Luckily, even as the role of the salesperson has evolved, so have the tools for helping them achieve the status of subject matter experts. Here are five practical steps you can take to help create the smarter, more authoritative sales force of the future:
The sad secret haunting many marketing departments is that they create an immense amount of content, but not much of it ends up getting used in the sales process, and thus the information contained in it never gets to the salespeople to build their expertise. A study by the Content Marketing Institute and MarketingProfs revealed that 69 percent of companies created more content in 2015 than they did a year ago, but at the same time Sirius Decisions estimated that 70 percent of content created by B2B marketing teams is never used.

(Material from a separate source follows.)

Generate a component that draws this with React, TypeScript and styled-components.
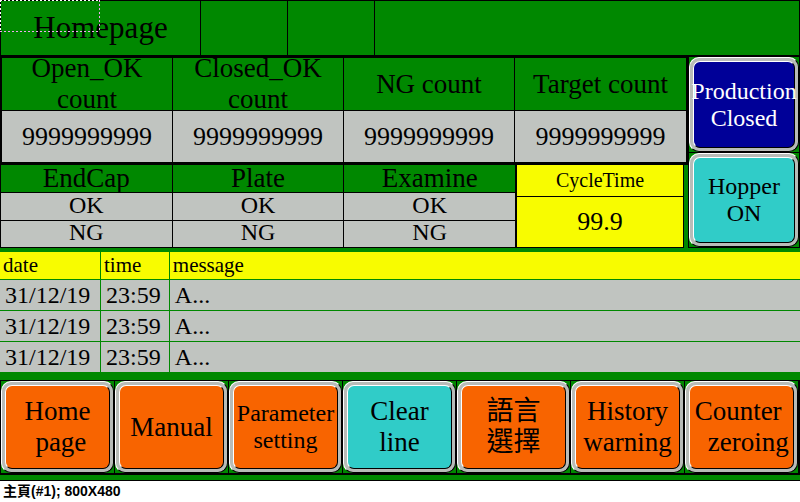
import React from "react";
import styled, { createGlobalStyle } from "styled-components";

const green = "#008800";
const grey = "#c0c4c0";
const yellow = "#f8fc00";
const orange = "#f86400";
const teal = "#30ccc8";
const navy = "#000098";

const GlobalStyle = createGlobalStyle`
  *, *::before, *::after { box-sizing: border-box; }
  body {
    margin: 0;
    background: #fff;
    color: #000;
    font-family: "Liberation Serif", "Noto Sans CJK TC", serif;
  }
`;

const Screen = styled.main`
  position: relative;
  background: ${green};
  border-bottom: 1px solid #000;
  padding-bottom: 5px;
`;

const Selection = styled.svg`
  position: absolute;
  top: 0;
  left: 0;
  width: 100px;
  height: 32px;
  pointer-events: none;
`;

const Header = styled.header`
  display: grid;
  grid-template-columns: 199fr 87fr 87fr 425fr;
  height: 55px;
  border: 1px solid #000;
  border-bottom: 0;
`;

const HeaderSlot = styled.div`
  border-left: 1px solid #000;
`;

const Title = styled.h1`
  margin: 0;
  text-align: center;
  font-size: 31px;
  line-height: 54px;
  font-weight: 400;
`;

const Upper = styled.div`
  display: grid;
  grid-template-columns: minmax(0, 688fr) minmax(0, 112fr);
`;

const Frame = styled.div`
  border: solid #000;
  border-width: 3px 2px 3px 2px;
`;

const Grid = styled.table`
  width: 100%;
  table-layout: fixed;
  border-collapse: separate;
  border-spacing: 0;
`;

const CountHead = styled.th`
  padding: 0;
  background: ${green};
  border-bottom: 1px solid #000;
  font-weight: 400;
  &:not(:last-child) { border-right: 1px solid #000; }
`;

const CountLabel = styled.div`
  display: flex;
  align-items: center;
  justify-content: center;
  height: 52px;
  font-size: 27px;
  line-height: 31px;
  white-space: pre;
`;

const CountValue = styled.td`
  height: 51px;
  padding: 0;
  background: ${grey};
  font-size: 26px;
  line-height: 48px;
  text-align: center;
  &:not(:last-child) { border-right: 1px solid #000; }
`;

const StatusRow = styled.div`
  display: grid;
  grid-template-columns: 515fr 169fr;
  padding-right: 4px;
`;

const StatusHead = styled.th`
  height: 28px;
  padding: 0;
  background: ${green};
  border: solid #000;
  border-width: 0 0 1px 1px;
  font-size: 27px;
  line-height: 27px;
  font-weight: 400;
`;

const StatusCell = styled.td`
  height: 28px;
  padding: 0 0 3px;
  background: ${grey};
  border: solid #000;
  border-width: 0 0 1px 1px;
  font-size: 24px;
  line-height: 23px;
  text-align: center;
  tr:last-child > & { height: 27px; }
`;

const Cycle = styled.section`
  display: flex;
  flex-direction: column;
  background: ${yellow};
  border: solid #000;
  border-width: 0 1px 1px 2px;
  text-align: center;
`;

const CycleLabel = styled.h2`
  margin: 0;
  border-bottom: 1px solid #000;
  font-size: 20px;
  line-height: 31px;
  font-weight: 400;
`;

const CycleValue = styled.output`
  font-size: 26px;
  line-height: 50px;
`;

const SideButtons = styled.div`
  display: grid;
  grid-template-rows: 95px 94px;
  gap: 1px;
  background: #000;
  border: solid #000;
  border-width: 2px 1px 1px 1px;
`;

const Slot = styled.div`
  display: grid;
  background: ${green};
`;

const Key = styled.button<{ $face: string; $ink?: string; $small?: boolean }>`
  min-width: 0;
  padding: 0;
  border: 1px solid #fff;
  border-right-color: #000;
  border-bottom-color: #000;
  border-radius: 10px;
  background: #b8bcb8;
  color: ${(p) => p.$ink ?? "#000"};
  font-family: inherit;
  font-size: ${(p) => (p.$small ? 24 : 27)}px;
  line-height: ${(p) => (p.$small ? 27 : 31)}px;
  display: grid;
  cursor: pointer;

  & > span {
    display: flex;
    align-items: center;
    justify-content: center;
    min-width: 0;
    margin: 3px;
    border: 1px solid #fff;
    border-right-color: #000;
    border-bottom-color: #000;
    border-radius: 7px;
    background: ${(p) => p.$face};
    white-space: pre;
  }
`;

const Log = styled.table`
  width: 100%;
  margin-top: 4px;
  table-layout: fixed;
  border-collapse: separate;
  border-spacing: 0;
  text-align: left;
`;

const LogCol = styled.col<{ $share?: string }>`
  width: ${(p) => p.$share ?? "auto"};
`;

const LogHead = styled.th`
  height: 28px;
  padding: 0 0 0 3px;
  background: ${yellow};
  border-bottom: 1px solid ${green};
  font-size: 21px;
  line-height: 27px;
  font-weight: 400;
  & + & { border-left: 1px solid ${green}; }
`;

const LogCell = styled.td`
  height: 31px;
  padding: 0 0 0 5px;
  background: ${grey};
  border-bottom: 1px solid ${green};
  font-size: 24px;
  line-height: 30px;
  & + & { border-left: 1px solid ${green}; }
`;

const Nav = styled.nav`
  display: grid;
  grid-template-columns: repeat(7, minmax(0, 1fr));
  grid-auto-rows: 92px;
  gap: 1px;
  margin-top: 7px;
  padding: 1px 2px 2px 1px;
  background: #000;
`;

const Caption = styled.footer`
  padding-left: 3px;
  font-family: "Liberation Sans", "Noto Sans CJK TC", sans-serif;
  font-size: 14px;
  line-height: 20px;
  font-weight: 700;
`;

const counts = ["Open_OK\ncount", "Closed_OK\ncount", "NG count", "Target count"];
const stations = ["EndCap", "Plate", "Examine"];
const keys = [
  { text: "Home\n page", face: orange },
  { text: "Manual", face: orange },
  { text: "Parameter\nsetting", face: orange, small: true },
  { text: "Clear\nline", face: teal },
  { text: "語言\n選擇", face: orange },
  { text: "History\nwarning", face: orange },
  { text: "Counter \n  zeroing", face: orange },
];

export default function App() {
  return (
    <>
      <GlobalStyle />
      <Screen>
        <Header>
          <Title>Homepage</Title>
          <HeaderSlot />
          <HeaderSlot />
          <HeaderSlot />
        </Header>
        <Upper>
          <div>
            <Frame>
              <Grid>
                <thead>
                  <tr>
                    {counts.map((c) => (
                      <CountHead key={c} scope="col">
                        <CountLabel>{c}</CountLabel>
                      </CountHead>
                    ))}
                  </tr>
                </thead>
                <tbody>
                  <tr>
                    {counts.map((c) => (
                      <CountValue key={c}>9999999999</CountValue>
                    ))}
                  </tr>
                </tbody>
              </Grid>
            </Frame>
            <StatusRow>
              <Grid>
                <thead>
                  <tr>
                    {stations.map((s) => (
                      <StatusHead key={s} scope="col">{s}</StatusHead>
                    ))}
                  </tr>
                </thead>
                <tbody>
                  {["OK", "NG"].map((v) => (
                    <tr key={v}>
                      {stations.map((s) => (
                        <StatusCell key={s}>{v}</StatusCell>
                      ))}
                    </tr>
                  ))}
                </tbody>
              </Grid>
              <Cycle>
                <CycleLabel>CycleTime</CycleLabel>
                <CycleValue>99.9</CycleValue>
              </Cycle>
            </StatusRow>
          </div>
          <SideButtons>
            <Slot>
              <Key type="button" $face={navy} $ink="#fff" $small>
                <span>{"Production\nClosed"}</span>
              </Key>
            </Slot>
            <Slot>
              <Key type="button" $face={teal} $small>
                <span>{"Hopper\nON"}</span>
              </Key>
            </Slot>
          </SideButtons>
        </Upper>
        <Log>
          <colgroup>
            <LogCol $share="12.5%" />
            <LogCol $share="8.6%" />
            <LogCol />
          </colgroup>
          <thead>
            <tr>
              <LogHead scope="col">date</LogHead>
              <LogHead scope="col">time</LogHead>
              <LogHead scope="col">message</LogHead>
            </tr>
          </thead>
          <tbody>
            {[1, 2, 3].map((n) => (
              <tr key={n}>
                <LogCell>31/12/19</LogCell>
                <LogCell>23:59</LogCell>
                <LogCell>A...</LogCell>
              </tr>
            ))}
          </tbody>
        </Log>
        <Nav>
          {keys.map((k) => (
            <Slot key={k.text}>
              <Key type="button" $face={k.face} $small={k.small}>
                <span>{k.text}</span>
              </Key>
            </Slot>
          ))}
        </Nav>
        <Selection viewBox="0 0 100 32" aria-hidden="true" fill="none" strokeDasharray="2 2">
          <path d="M0 .5H100M.5 0V32" stroke="#fff" />
          <path d="M99.5 0V32M0 31.5H100" stroke="#f0a8f0" />
        </Selection>
      </Screen>
      <Caption>主頁(#1); 800X480</Caption>
    </>
  );
}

Why is this? Sometimes, it’s based on the subject matter in that content, and sometimes it’s because the content isn’t well executed. But most of the time, it’s because the content is simply inaccessible. Without a well-structured sales enablement solution, your “archive” of material only extends back as far as the memory of your sales teams. With a well-structured enablement solution, sales can find what it needs when it needs it, and it can get the most effective or latest content first. Simply exposing sales to this content in the course of a sale is useful; what’s even more useful is providing it in an accessible and ranked way so sales can access it during the research process for a deal.
In most sales organizations, training is something you do during on-boarding, and it tails off as sales people become more “productive” and are thought to need less of it. But if you want subject matter experts on your sales force, you need to make learning a long-term project, not something you do only at the start of a rep’s tenure.
According to a study done by Sales Performance International, without systematic, ongoing learning and reinforcement, around 50 percent of training content is not retained beyond five weeks, much less applied. After 90 days, 84 percent of what was initially learned is lost. That means that much of what is taught in the initial onboarding process is forgotten.
The flip side of this is that ongoing training is proven to pay dividends. A study of 540 companies conducted by the Association for Talent Development shows that continuous investments in training and reinforcement result in over 50 percent higher net sales per employee, nearly 40 percent higher gross profits per employee and a 20 percent higher ratio in market-to-book value. Ongoing training also reduces churn in the sales force by increasing their success, thus their commissions and their job satisfaction.
Build training into your sales team’s routine. Make sure that time spent training and using learning assets is not counted against them but that they are rewarded for it, and that a certain percentage of their time is expected to be spent learning.
Getting your sales team to commit to spending time learning is important, but even better is knowing that they’re retaining this knowledge and bringing it with them into the field. Testing the sales team’s retention of information is crucial for ensuring that you’re educating them in the right way, but no salesperson wants to be subjected to pop quizzes. Instead, use gamification to encourage participation, retention and reinforcement.
Your sales team can earn points for taking courses and clicking through on content pushed to them. Then, ask pertinent questions taken from those courses to up the scores. Award point for salespeople who suggest third-party content that has value. Taking advantage of our natural tendencies to compete (by displaying a leaderboard and awarding badges and other virtual prizes) can help spark greater investments in time by your sales team. The underlying idea here is to build a culture where learning and cultivation of expertise is rewarded even before it starts to translate into increased commissions.
You can’t be an expert on everything, nor will your sales staff benefit from accepting that marketing is the sole source of knowledge about a vertical market or an emerging technology. At the same time, sales doesn’t have the time to search out third-party material in a systematic way. However, if you create opportunities to share the material reps find on their own – and augment it with other material you search out – you can provide a robust library of material created outside your office walls.
The key here is to create a method by which reps can share this material – through a portal or through a collaboration tool or some other easy-to-use technology. If you’re really ambitious, tie this curation back to your sales enablement solution and make it the go-to-source of can’t miss content.
This is the most elemental step of all. If you want a sales team comprised of subject matter experts, you need to hire sales people who have sales talent but who also have a demonstrable talent for picking information up quickly, synthesizing it, and being able to understand it in the context of a customer. This means a different sales process in the past; it suggests some product marketing talent is a useful trait in your salespeople, which means that the successful salespeople of the future may come from different backgrounds than the successful salespeople of the past. Be flexible in your hiring to increase the emphasis on a candidate’s ability to understand complex concepts and to relate to people as an advisor rather than as a persuader.